Specific safety investments with high ROI in Florida:
- Heat illness prevention (critical in Florida’s outdoor industries)
- Fall protection programs (construction leading cause of injury)
- Ergonomics training (warehouse, healthcare, office settings)
- Vehicle/fleet safety training (workers’ comp covers on-the-job vehicle accidents)
2. Establish a Return-to-Work Program
Injured employees on extended leave drive up claim costs dramatically. A modified duty / return-to-work program that provides transitional light-duty work during recovery:
- Reduces indemnity (lost wage) payments
- Keeps injured employees engaged and productive
- Reduces total claim cost
- Improves your EMod over time
This is one of the highest-ROI risk management investments a Florida employer can make.
3. Verify All Subcontractor Certificates
Florida construction employers are required to verify subcontractor coverage. But beyond the legal requirement, uninsured subs add their payroll to your premium at your class code rate.
A framing subcontractor with $150,000 in labor costs, no workers’ comp, and a rate of $12/$100 = $18,000 in additional audit premium on your policy. Collecting their certificate takes 5 minutes; skipping it costs $18,000.
4. Review Your Classification Codes
Payroll classification errors are surprisingly common and expensive. If employees are classified under a higher-rate code than their actual work requires, you’re overpaying.
Example: An office manager classified under the general contractor code instead of the clerical code (8810). The difference: $12/$100 vs. $0.40/$100 on their salary. On a $60,000 salary: $7,200 vs. $240/year.
Have a specialist review your classification structure, especially after changes in your workforce or operations.
5. Consider a Professional Employer Organization (PEO)
Florida businesses that use a PEO have the PEO act as the employer of record for workers’ comp purposes. The PEO’s master workers’ comp policy covers your employees under the PEO’s EMod — which, for a well-run PEO with excellent safety management, may be significantly better than a small employer’s own EMod.
PEOs are most cost-effective for businesses with fewer than 50 employees and/or elevated EMods from prior claims.
6. Shop Your Coverage Annually
Florida workers’ comp is a competitive market. Rates between carriers can vary meaningfully, especially for businesses with complex operations or industry-specific programs.

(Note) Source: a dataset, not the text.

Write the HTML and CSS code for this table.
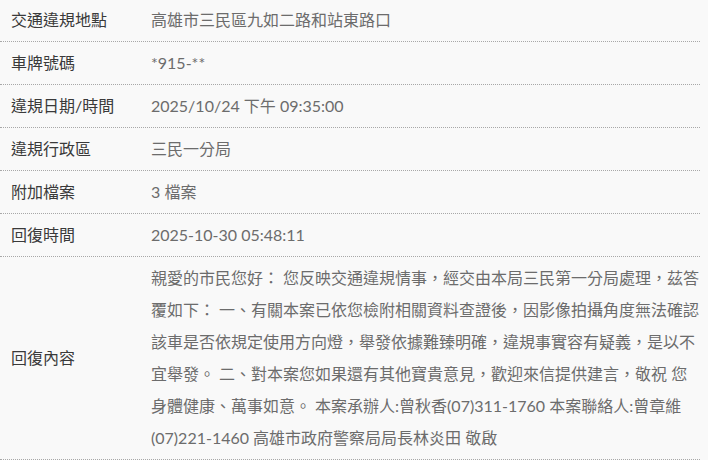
FILE: index.html
```html
<!DOCTYPE html>
<html lang="zh-Hant">
<head>
<meta charset="utf-8">
<link rel="stylesheet" href="styles.css">
</head>
<body>
<div class="detail">
  <div class="row">
    <div class="label">交通違規地點</div>
    <div class="value">高雄市三民區九如二路和站東路口</div>
  </div>
  <div class="row">
    <div class="label">車牌號碼</div>
    <div class="value">*915-**</div>
  </div>
  <div class="row">
    <div class="label">違規日期/時間</div>
    <div class="value">2025/10/24 下午 09:35:00</div>
  </div>
  <div class="row">
    <div class="label">違規行政區</div>
    <div class="value">三民一分局</div>
  </div>
  <div class="row">
    <div class="label">附加檔案</div>
    <div class="value">3 檔案</div>
  </div>
  <div class="row">
    <div class="label">回復時間</div>
    <div class="value">2025-10-30 05:48:11</div>
  </div>
  <div class="row">
    <div class="label">回復內容</div>
    <div class="value">親愛的市民您好： 您反映交通違規情事，經交由本局三民第一分局處理，茲答覆如下： 一、有關本案已依您檢附相關資料查證後，因影像拍攝角度無法確認該車是否依規定使用方向燈，舉發依據難臻明確，違規事實容有疑義，是以不宜舉發。 二、對本案您如果還有其他寶貴意見，歡迎來信提供建言，敬祝 您身體健康、萬事如意。 本案承辦人:曾秋香(07)311-1760 本案聯絡人:曾章維(07)221-1460 高雄市政府警察局局長林炎田 敬啟</div>
  </div>
</div>
</body>
</html>
```
FILE: styles.css
```css
html, body {
  margin: 0;
  padding: 0;
  background: #f9f9f9;
}
body {
  font-family: Lato, "Noto Sans CJK TC", sans-serif;
  font-size: 16px;
  line-height: 32px;
}
.detail {
  width: 700px;
}
.row {
  display: grid;
  grid-template-columns: 140px 1fr;
  align-items: center;
  padding: 5px 0;
  border-bottom: 1px dotted #a8a8a8;
}
.row:first-child {
  padding-top: 4px;
}
.label {
  padding-left: 11px;
  color: #3a3a3a;
}
.value {
  padding-left: 11px;
  color: #6c6c6c;
}
```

An independent commercial lines agent who specializes in Florida workers’ comp should be running your renewal out to market each year.
Florida Workers’ Comp Claims: What to Do When Someone Gets Hurt
When an employee is injured:
- Provide immediate medical care — the employer directs care in Florida’s workers’ comp system (choose from your carrier’s authorized providers)
- Report the claim to your insurer within 24 hours — Florida law requires reporting within 7 days; immediate reporting is better
- Document everything — incident report, witness statements, photos, medical records
- Implement your return-to-work program — get the employee back to modified duty as soon as medically appropriate
- Work with your carrier’s adjuster — be cooperative but engaged; your insurer’s interests and yours are generally aligned but not always identical
Unmanaged claims are expensive claims. Active engagement in the claims process produces better outcomes for the employee and lower costs for the employer.
The Bottom Line
Florida workers’ compensation is a significant business expense, but it’s one with real levers you can pull. Understanding the classification system, managing your EMod through safety and claims management, passing audits cleanly, and working with a specialist who knows the Florida market will put real money back in your business every year.
Don’t treat workers’ comp as a fixed cost you can’t control. It’s a managed expense — and the management starts with understanding how the premium formula works.